In April, however, Deripaska and his business were among those placed under U.S. sanctions in response to Moscow’s alleged meddling in the 2016 U.S. election. Moscow has denied any wrongdoing.
The United States has also promised a fresh sanctions package, known as the “bill from hell”, designed to punish Moscow for what Washington described as malign activity and other international actions that Russia has denied.
The Russian stock market was hit hard by the April sanctions. Haulage company Globaltruck GTRK.MM, which raised 3.85 billion roubles ($59 million) via its Moscow IPO last November, was trading at 102.5 roubles per share on Thursday, down 22 percent from the 132 rouble offer price.
Sanctions, emerging markets turmoil and rising U.S. Treasury yields, topped off by the continuing U.S.-Sino trade war, have all hit the Russian IPO plans, bankers say.
Some companies that had been private business success stories - such as food retailer Magnit - became co-owned by state bank VTB. Others, including mobile phone operator Megafon MFON.MM, decided to delist their shares while only a handful of businesses held secondary share offerings.
“I don’t think market conditions are favorable,” said an executive at a company that had considered listing some of its operations.
“There’s concern about the political situation, consumer confidence, budget, oil prices.
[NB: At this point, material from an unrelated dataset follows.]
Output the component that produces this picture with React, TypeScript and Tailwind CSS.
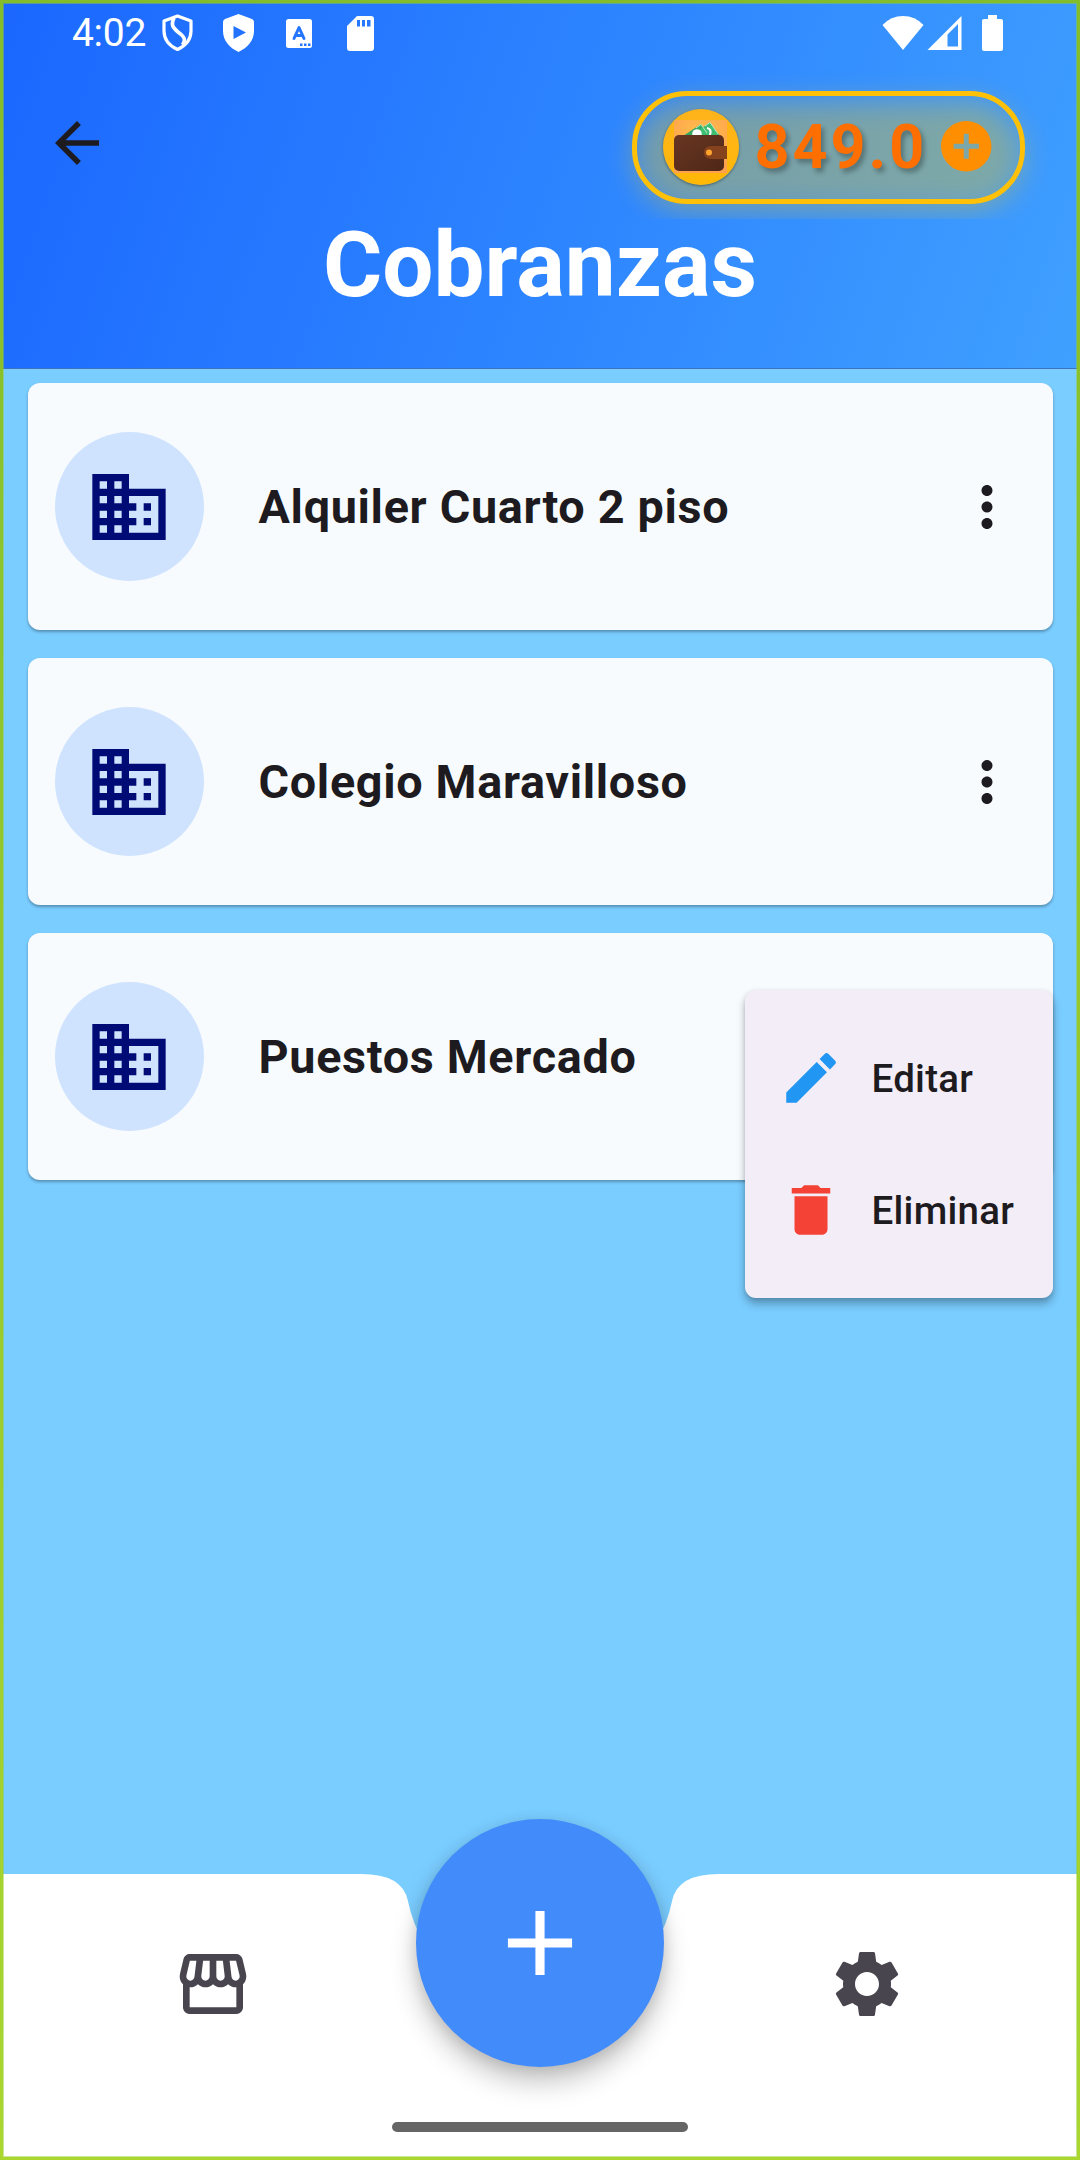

It’s just volatile and that’s worrying for everybody,” he told Reuters.
Another to fall by the wayside was, IT services company IBS, which postponed a $100 million Moscow IPO immediately after the sanctions announcement in April, citing volatility in financial markets.
“The market, both investors and companies, needs a certain time to adjust and find a balance,” said Boris Kvasov, an executive director for equity capital markets at VTB Capital, Russia’s leading investment bank.
“A lot of (IPO) transactions are in the stage of preparation and can materialize next year ... Any positive trend in resolving this (geopolitical issues) could trigger an increase in market activity, thanks also to unfulfilled demand.”